Sunflower "Lemon Queen"--particularly attractive to bees (notice pollen all over the leaves) and recommended by the Great Sunflower Project
Any sunflower seed will do as long you check to see that it is not a pollen free varietal (developed for florist arrangements) but The Great Sunflower Project particularly promotes the "Lemon Queen", a relatively small 4"-5" head, 5'-6' feet in height, with more than average pollen production. You can find the seeds right at the checkout counter at Whole Foods or in most nursery seed racks, or find them at Burpee Seeds or my personal favorite, Renee's Garden Seeds.

3. Attracting pollinators. The flowers are gorgeous, of course, and so cheerful, but the petals aren't just decorative and nor is the yellow color coincidental. Not only are sunflowers benefiting the pollinators themselves but the fact that they draw these beneficial insects and birds to the garden helps the entire garden ecosystem. Bees that come for the sunflower pollen will also pause to pollinate your squash blossoms and blueberry flowers. The huge yellow sunflower heads are like a big neon truck-stop beacon shouting "Food, Next Exit!" Not only do bees love the bright yellow color but all kinds of butterflies, including the struggling populations of migratory Monarchs, are attracted as well. I wish I'd put some sunflowers in next to my Butternut squashes this spring; the gourds flowered with some brilliant yellow blossoms but never fruited from lack of pollinating.

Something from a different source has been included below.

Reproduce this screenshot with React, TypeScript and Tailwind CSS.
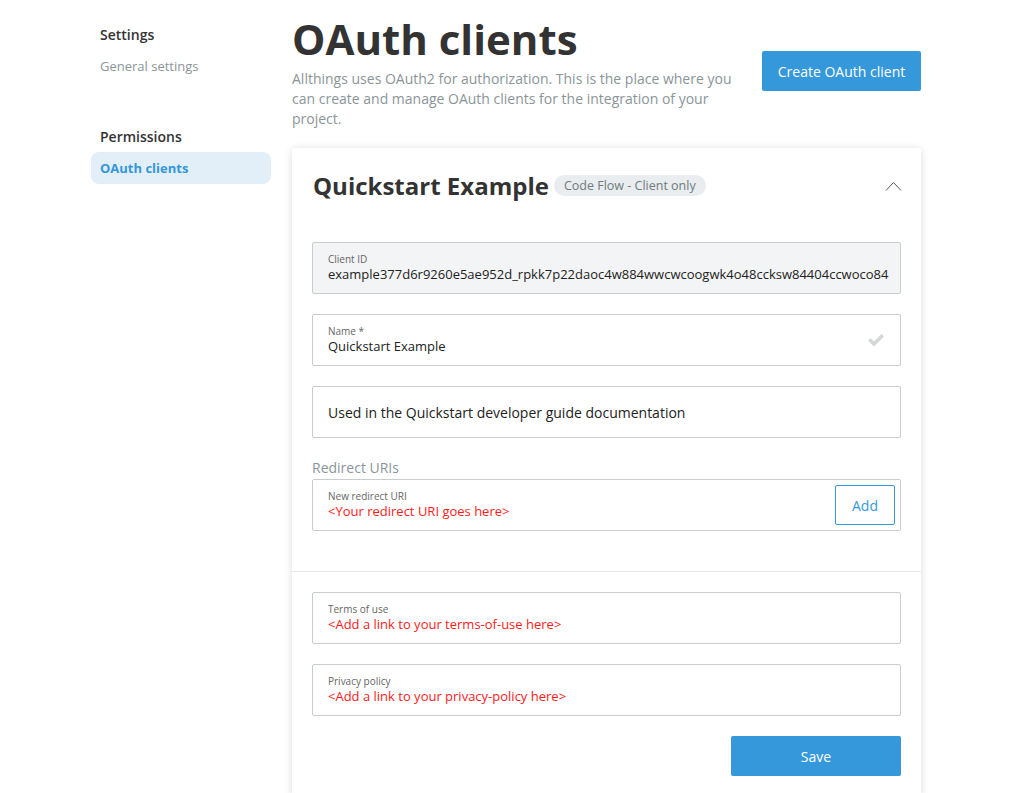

Blah.

4. The Seeds!
A handful of sunflower seeds thrown into the ground under 1/2" of cover soil yielded about six heads and this bowl of seeds, enough that I have plenty for replanting even after I scattered some to the wild birds, fed handfuls to my chickens, and roasted a batch with salt. Click here for the recipe. Sunflower seeds are delicious but more than that, they just might be the perfect snack for keeping yourself beautiful. Don't believe me? A comparison of sunflower kernels to some other beauty-magazine-lauded nuts and berries (here) lists sunflower seeds as extraordinarily rich in selenium, iron, zinc (all of which combat thyroid problems that lead to lowered metabolisms and hair loss) and vitamin E (keeps your skin healthy and plumped). Did I already mention delicious? They're delicious.

Sunflowers take almost no care except a sunny spot and a bit of water to thrive (nothing like what your lawn full of emotionally manipulative grass, with its empty promises of softly caressing green abundance but in actuality scratchy, itchy blades of lies that would only save you from starvation if they could also give you crippling belly cramps and would just as soon burn your house to the ground as look at you). Each seed that flowers yields hundreds. HUNDREDS. Of seeds. I am kicking myself for not throwing down pounds of the stuff during prime time sunflower planting season in March. Once my sunflowers' petals had started fading and the seeds had formed, I went ahead and snipped off the top 12" of stem and flower head, bagging the heads in brown paper lunch bags and hanging them upside down. They dried in about six weeks and the seeds were easy to just brush off with a fingertip. 

Hopefully my fall sunflower experiment will yield some blossoms for me; but if not, I can't think of a better plant for an early spring container garden and some experiments in succession planting, where you plant a crop of the same seeds every two weeks to end up with flowers throughout the spring and summer. A flower that feeds everything in the garden, as statuesque and slender as a Roman goddess, turning her face to the sun to follow the passage of Helios' flaming chariot across the sky, definitely deserves to be the focus of Farming in Heels.